◆ BRIEF: Go through the listing below and list every line with "React".

##### RECORDS SUPPLIED #####

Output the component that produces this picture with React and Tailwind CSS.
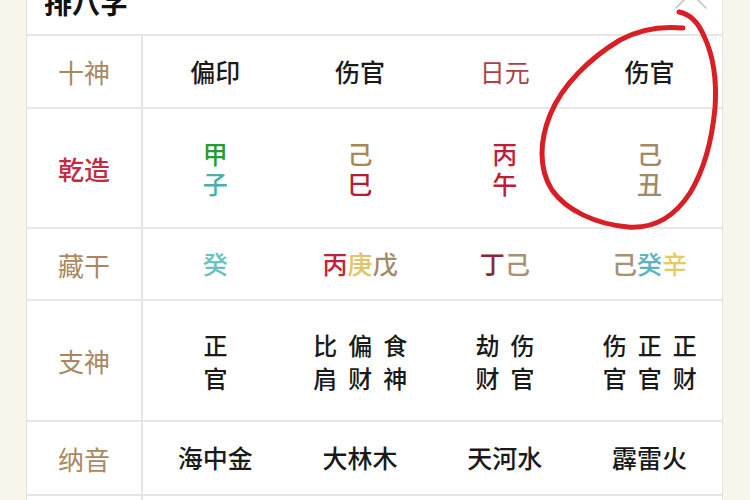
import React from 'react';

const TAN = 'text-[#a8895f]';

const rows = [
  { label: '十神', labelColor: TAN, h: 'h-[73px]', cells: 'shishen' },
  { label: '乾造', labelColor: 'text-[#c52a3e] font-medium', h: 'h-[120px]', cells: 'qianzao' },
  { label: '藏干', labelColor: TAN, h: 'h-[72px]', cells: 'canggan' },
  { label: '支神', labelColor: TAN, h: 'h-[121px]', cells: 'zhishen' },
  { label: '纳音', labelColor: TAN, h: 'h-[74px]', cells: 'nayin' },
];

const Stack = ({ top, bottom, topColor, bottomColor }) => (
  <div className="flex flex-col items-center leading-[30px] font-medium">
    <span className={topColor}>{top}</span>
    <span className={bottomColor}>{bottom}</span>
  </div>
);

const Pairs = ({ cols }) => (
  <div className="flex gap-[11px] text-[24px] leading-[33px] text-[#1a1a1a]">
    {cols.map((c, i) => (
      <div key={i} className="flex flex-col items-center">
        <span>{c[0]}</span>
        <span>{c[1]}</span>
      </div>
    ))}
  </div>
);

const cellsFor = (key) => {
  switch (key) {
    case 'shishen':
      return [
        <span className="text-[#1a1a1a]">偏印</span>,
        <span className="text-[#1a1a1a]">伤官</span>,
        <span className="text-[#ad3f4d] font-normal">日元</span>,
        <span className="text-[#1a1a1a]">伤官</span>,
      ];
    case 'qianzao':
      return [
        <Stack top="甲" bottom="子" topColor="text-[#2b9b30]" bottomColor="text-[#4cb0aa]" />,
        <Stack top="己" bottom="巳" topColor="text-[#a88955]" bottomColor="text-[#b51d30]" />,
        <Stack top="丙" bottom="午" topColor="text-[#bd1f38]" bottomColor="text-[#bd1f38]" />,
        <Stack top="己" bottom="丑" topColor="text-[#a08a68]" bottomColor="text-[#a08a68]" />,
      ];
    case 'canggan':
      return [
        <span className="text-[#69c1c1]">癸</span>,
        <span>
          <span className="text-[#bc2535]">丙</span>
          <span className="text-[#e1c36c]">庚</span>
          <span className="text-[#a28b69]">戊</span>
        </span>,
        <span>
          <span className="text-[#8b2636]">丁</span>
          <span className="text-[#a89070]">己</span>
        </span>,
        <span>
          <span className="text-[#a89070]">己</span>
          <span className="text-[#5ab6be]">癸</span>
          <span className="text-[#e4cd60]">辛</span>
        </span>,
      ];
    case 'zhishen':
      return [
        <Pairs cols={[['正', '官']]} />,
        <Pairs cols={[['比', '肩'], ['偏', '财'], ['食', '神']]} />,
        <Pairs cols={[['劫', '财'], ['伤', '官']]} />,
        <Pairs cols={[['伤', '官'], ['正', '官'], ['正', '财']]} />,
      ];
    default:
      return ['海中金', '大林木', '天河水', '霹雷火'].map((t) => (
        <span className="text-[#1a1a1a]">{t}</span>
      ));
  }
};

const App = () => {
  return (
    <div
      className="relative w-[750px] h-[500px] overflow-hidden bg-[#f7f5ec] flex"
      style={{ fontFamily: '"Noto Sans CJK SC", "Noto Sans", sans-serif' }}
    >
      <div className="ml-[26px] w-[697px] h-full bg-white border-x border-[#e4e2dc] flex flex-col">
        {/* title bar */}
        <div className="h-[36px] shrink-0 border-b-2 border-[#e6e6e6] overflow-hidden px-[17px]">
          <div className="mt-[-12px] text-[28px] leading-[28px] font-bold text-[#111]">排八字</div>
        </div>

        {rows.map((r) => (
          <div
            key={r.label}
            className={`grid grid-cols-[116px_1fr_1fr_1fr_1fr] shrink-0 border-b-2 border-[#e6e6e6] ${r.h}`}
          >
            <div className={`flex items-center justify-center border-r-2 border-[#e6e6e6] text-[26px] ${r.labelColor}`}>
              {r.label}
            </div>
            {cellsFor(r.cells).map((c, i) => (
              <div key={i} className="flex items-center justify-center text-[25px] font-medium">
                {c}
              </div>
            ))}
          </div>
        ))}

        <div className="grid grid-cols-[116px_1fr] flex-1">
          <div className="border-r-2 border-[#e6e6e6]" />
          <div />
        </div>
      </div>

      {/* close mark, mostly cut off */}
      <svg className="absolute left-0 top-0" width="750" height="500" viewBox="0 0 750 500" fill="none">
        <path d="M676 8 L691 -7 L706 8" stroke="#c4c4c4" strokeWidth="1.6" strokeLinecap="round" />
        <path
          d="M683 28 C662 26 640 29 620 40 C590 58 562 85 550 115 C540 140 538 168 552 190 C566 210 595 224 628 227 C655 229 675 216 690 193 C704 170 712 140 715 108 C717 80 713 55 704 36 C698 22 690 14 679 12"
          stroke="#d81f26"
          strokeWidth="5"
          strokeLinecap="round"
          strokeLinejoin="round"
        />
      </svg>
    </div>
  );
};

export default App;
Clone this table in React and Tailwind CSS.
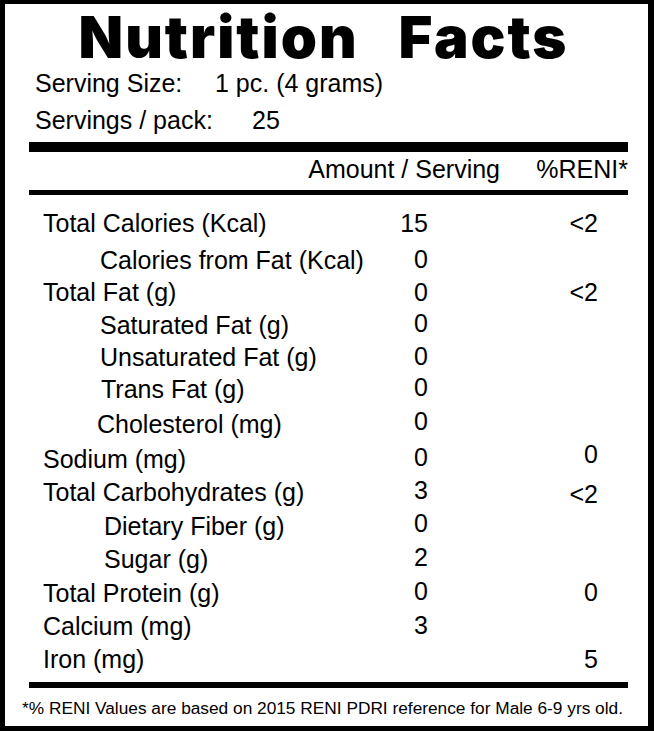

#####

◆ FINAL RESULT:
Output the component that produces this picture with React and Tailwind CSS.
import React from 'react';
Clone this table in React and Tailwind CSS.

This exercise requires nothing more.